# [COLLECTED MATERIAL]
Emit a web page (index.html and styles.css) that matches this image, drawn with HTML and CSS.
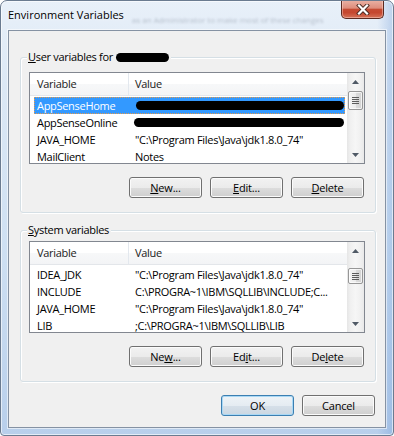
FILE: index.html
```html
<!DOCTYPE html>
<html>
<head>
<meta charset="utf-8">
<title>Environment Variables</title>
<link rel="stylesheet" href="styles.css">
</head>
<body>
<div class="window">
  <div class="titlebar">
    <span class="title">Environment Variables</span>
    <span class="ghost">as an Administrator to make most of these changes</span>
    <button class="close" aria-label="Close">
      <svg width="14" height="11" viewBox="0 0 14 11">
        <path d="M3 1.5 L11 9.5 M11 1.5 L3 9.5" stroke="#4a2a22" stroke-width="4" stroke-linecap="square" fill="none"/>
        <path d="M3 1.5 L11 9.5 M11 1.5 L3 9.5" stroke="#ffffff" stroke-width="2.2" stroke-linecap="square" fill="none"/>
      </svg>
    </button>
  </div>
  <div class="client">
    <div class="group group-user">
      <div class="group-label"><span><u>U</u>ser variables for</span><span class="redact legend-redact"></span></div>
      <div class="listview">
        <div class="lv-main">
          <div class="lv-header">
            <div class="hcol1">Variable</div>
            <div class="hcol2">Value</div>
          </div>
          <div class="lv-rows">
            <div class="row selected"><div class="col1">AppSenseHome</div><div class="col2"><span class="redact redact-row1"></span></div></div>
            <div class="row"><div class="col1">AppSenseOnline</div><div class="col2"><span class="redact redact-row2"></span></div></div>
            <div class="row"><div class="col1">JAVA_HOME</div><div class="col2">"C:\Program Files\Java\jdk1.8.0_74"</div></div>
            <div class="row"><div class="col1">MailClient</div><div class="col2">Notes</div></div>
          </div>
        </div>
        <div class="scrollbar">
          <div class="sb-btn"><svg width="7" height="4" viewBox="0 0 7 4"><path d="M0 4 L3.5 0 L7 4 Z" fill="#505a66"/></svg></div>
          <div class="sb-thumb thumb-user"><span class="grip"></span></div>
          <div class="sb-track"></div>
          <div class="sb-btn"><svg width="7" height="4" viewBox="0 0 7 4"><path d="M0 0 L7 0 L3.5 4 Z" fill="#505a66"/></svg></div>
        </div>
      </div>
      <div class="buttons">
        <button class="btn"><u>N</u>ew...</button>
        <button class="btn"><u>E</u>dit...</button>
        <button class="btn"><u>D</u>elete</button>
      </div>
    </div>

    <div class="group group-system">
      <div class="group-label"><span><u>S</u>ystem variables</span></div>
      <div class="listview">
        <div class="lv-main">
          <div class="lv-header">
            <div class="hcol1">Variable</div>
            <div class="hcol2">Value</div>
          </div>
          <div class="lv-rows">
            <div class="row"><div class="col1">IDEA_JDK</div><div class="col2">"C:\Program Files\Java\jdk1.8.0_74"</div></div>
            <div class="row"><div class="col1">INCLUDE</div><div class="col2">C:\PROGRA~1\IBM\SQLLIB\INCLUDE;C...</div></div>
            <div class="row"><div class="col1">JAVA_HOME</div><div class="col2">"C:\Program Files\Java\jdk1.8.0_74"</div></div>
            <div class="row"><div class="col1">LIB</div><div class="col2">;C:\PROGRA~1\IBM\SQLLIB\LIB</div></div>
          </div>
        </div>
        <div class="scrollbar">
          <div class="sb-btn"><svg width="7" height="4" viewBox="0 0 7 4"><path d="M0 4 L3.5 0 L7 4 Z" fill="#505a66"/></svg></div>
          <div class="sb-thumb thumb-system"><span class="grip"></span></div>
          <div class="sb-track"></div>
          <div class="sb-btn"><svg width="7" height="4" viewBox="0 0 7 4"><path d="M0 0 L7 0 L3.5 4 Z" fill="#505a66"/></svg></div>
        </div>
      </div>
      <div class="buttons">
        <button class="btn">Ne<u>w</u>...</button>
        <button class="btn">Ed<u>i</u>t...</button>
        <button class="btn">De<u>l</u>ete</button>
      </div>
    </div>

    <div class="dialog-buttons">
      <button class="btn btn-default">OK</button>
      <button class="btn">Cancel</button>
    </div>
  </div>
</div>
</body>
</html>
```
FILE: styles.css
```css
* {
  box-sizing: border-box;
  margin: 0;
  padding: 0;
}

html, body {
  width: 394px;
  height: 436px;
  overflow: hidden;
}

body {
  background: #ffffff;
  font-family: "Open Sans", "Noto Sans", sans-serif;
  font-size: 11px;
  color: #000000;
}

.window {
  width: 394px;
  height: 436px;
  display: flex;
  flex-direction: column;
  border: 1px solid #6a7b90;
  border-radius: 7px 7px 4px 4px;
  background:
    linear-gradient(90deg, rgba(255,255,255,0) 0%, rgba(255,255,255,0) 96%, rgba(90,140,210,0.3) 100%),
    linear-gradient(180deg, #e8f0f9 0%, #dce8f5 20%, #cddff2 60%, #b8cfeb 100%);
  box-shadow: inset 0 0 0 1px rgba(255,255,255,0.6);
  overflow: hidden;
}

.titlebar {
  height: 29px;
  display: flex;
  align-items: flex-start;
  flex-shrink: 0;
}

.title {
  margin: 6px 0 0 7px;
  font-size: 11px;
  line-height: 16px;
  color: #000000;
  white-space: nowrap;
  text-shadow: 0 0 6px rgba(255,255,255,0.9);
}

.ghost {
  margin: 14px 0 0 8px;
  white-space: nowrap;
  font-size: 8px;
  line-height: 10px;
  color: rgba(70, 80, 100, 0.3);
  filter: blur(1.2px);
}

.close {
  margin: -1px 9px 0 auto;
  width: 43px;
  height: 19px;
  display: flex;
  align-items: center;
  justify-content: center;
  border: 1px solid #5b2a21;
  border-top: none;
  border-radius: 0 0 5px 5px;
  background: linear-gradient(180deg, #eab3a6 0%, #de8d7c 45%, #c54b33 52%, #c5472f 70%, #d57258 100%);
  box-shadow: inset 0 0 0 1px rgba(255,220,210,0.45);
  flex-shrink: 0;
}

.close svg {
  display: block;
}

.client {
  flex: 1;
  margin: 0 7px 7px 7px;
  border: 1px solid #8592a3;
  background: #f0f0f0;
  display: flex;
  flex-direction: column;
  box-shadow: 0 0 0 1px rgba(255,255,255,0.55);
  letter-spacing: -0.3px;
}

.group {
  position: relative;
  margin: 0 9px 0 11px;
  border: 1px solid #d5dfe5;
  border-radius: 3px;
  padding: 14px 10px 14px 8px;
  box-shadow: inset 1px 1px 0 #ffffff, 1px 1px 0 #ffffff;
}

.group-user {
  margin-top: 26px;
}

.group-system {
  margin-top: 17px;
  padding-top: 10px;
}

.group-label {
  position: absolute;
  top: -8px;
  left: 6px;
  display: flex;
  align-items: center;
  padding: 0 2px 0 1px;
  background: #f0f0f0;
  line-height: 14px;
  white-space: nowrap;
}

.redact {
  display: inline-block;
  background: #000000;
  border-radius: 5px;
  height: 9px;
}

.legend-redact {
  width: 53px;
  margin-left: 3px;
}

.redact-row1 {
  width: 208px;
  margin-left: 1px;
}

.redact-row2 {
  width: 210px;
  margin-left: -1px;
}

.listview {
  height: 92px;
  border: 1px solid #828790;
  background: #ffffff;
  display: flex;
}

.lv-main {
  flex: 1;
  min-width: 0;
  overflow: hidden;
}

.lv-header {
  height: 23px;
  display: flex;
  background: linear-gradient(180deg, #ffffff 0%, #ffffff 50%, #f7f8f9 50%, #f3f4f6 100%);
  border-bottom: 1px solid #e3e6ea;
  line-height: 22px;
  color: #1a1a1a;
}

.hcol1 {
  width: 99px;
  padding-left: 7px;
  border-right: 1px solid #e3e8ee;
}

.hcol2 {
  padding-left: 6px;
}

.lv-rows {
  padding-top: 1px;
}

.row {
  height: 17px;
  margin: 0 2px 0 4px;
  display: flex;
  align-items: center;
  line-height: 17px;
  white-space: nowrap;
}

.row.selected {
  background: #3399ff;
  color: #ffffff;
  outline: 1px dotted #e49a4c;
  outline-offset: -1px;
}

.col1 {
  width: 98px;
  padding-left: 3px;
  flex-shrink: 0;
}

.col2 {
  padding-left: 3px;
  display: flex;
  align-items: center;
}

.scrollbar {
  width: 17px;
  display: flex;
  flex-direction: column;
  background: linear-gradient(90deg, #e6e6e6 0%, #f0f0f0 20%, #f6f6f6 50%, #f0f0f0 80%, #e9e9e9 100%);
  flex-shrink: 0;
}

.sb-btn {
  height: 17px;
  display: flex;
  align-items: center;
  justify-content: center;
  flex-shrink: 0;
}

.sb-btn svg {
  display: block;
}

.sb-thumb {
  margin: 1px 1px 0 1px;
  border: 1px solid #979797;
  border-radius: 2px;
  background: linear-gradient(90deg, #f5f5f5 0%, #ececec 50%, #dcdcdc 51%, #d2d2d2 100%);
  box-shadow: inset 0 0 0 1px rgba(255,255,255,0.7);
  display: flex;
  align-items: center;
  justify-content: center;
  flex-shrink: 0;
}

.thumb-user {
  height: 19px;
}

.thumb-system {
  margin-top: 9px;
  height: 16px;
}

.grip {
  width: 7px;
  height: 7px;
  background: repeating-linear-gradient(180deg, #5d5d5d 0px, #5d5d5d 1px, transparent 1px, transparent 2px);
}

.sb-track {
  flex: 1;
}

.buttons {
  margin-top: 13px;
  display: flex;
  justify-content: flex-end;
  gap: 8px;
  padding-right: 1px;
}

.btn {
  width: 73px;
  height: 21px;
  border: 1px solid #707070;
  border-radius: 3px;
  background: linear-gradient(180deg, #f2f2f2 0%, #ebebeb 50%, #dddddd 50%, #cfcfcf 100%);
  box-shadow: inset 0 0 0 1px #fbfbfb;
  font-family: inherit;
  font-size: 11px;
  letter-spacing: -0.2px;
  line-height: 19px;
  color: #000000;
  text-align: center;
}

.btn-default {
  border-color: #3c7fb1;
  background: linear-gradient(180deg, #eef3f7 0%, #e5ecf2 50%, #d6e0e9 50%, #cbd7e2 100%);
  box-shadow: inset 0 0 0 1px #a9d8f5;
}

.dialog-buttons {
  margin-top: 13px;
  display: flex;
  justify-content: flex-end;
  gap: 8px;
  padding-right: 10px;
}
```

# [INSTRUCTIONS TO FOLLOW]
Scan the listing above for the word "index" and show each line where it is found.

# [TASK RESPONSE]
Emit a web page (index.html and styles.css) that matches this image, drawn with HTML and CSS.
FILE: index.html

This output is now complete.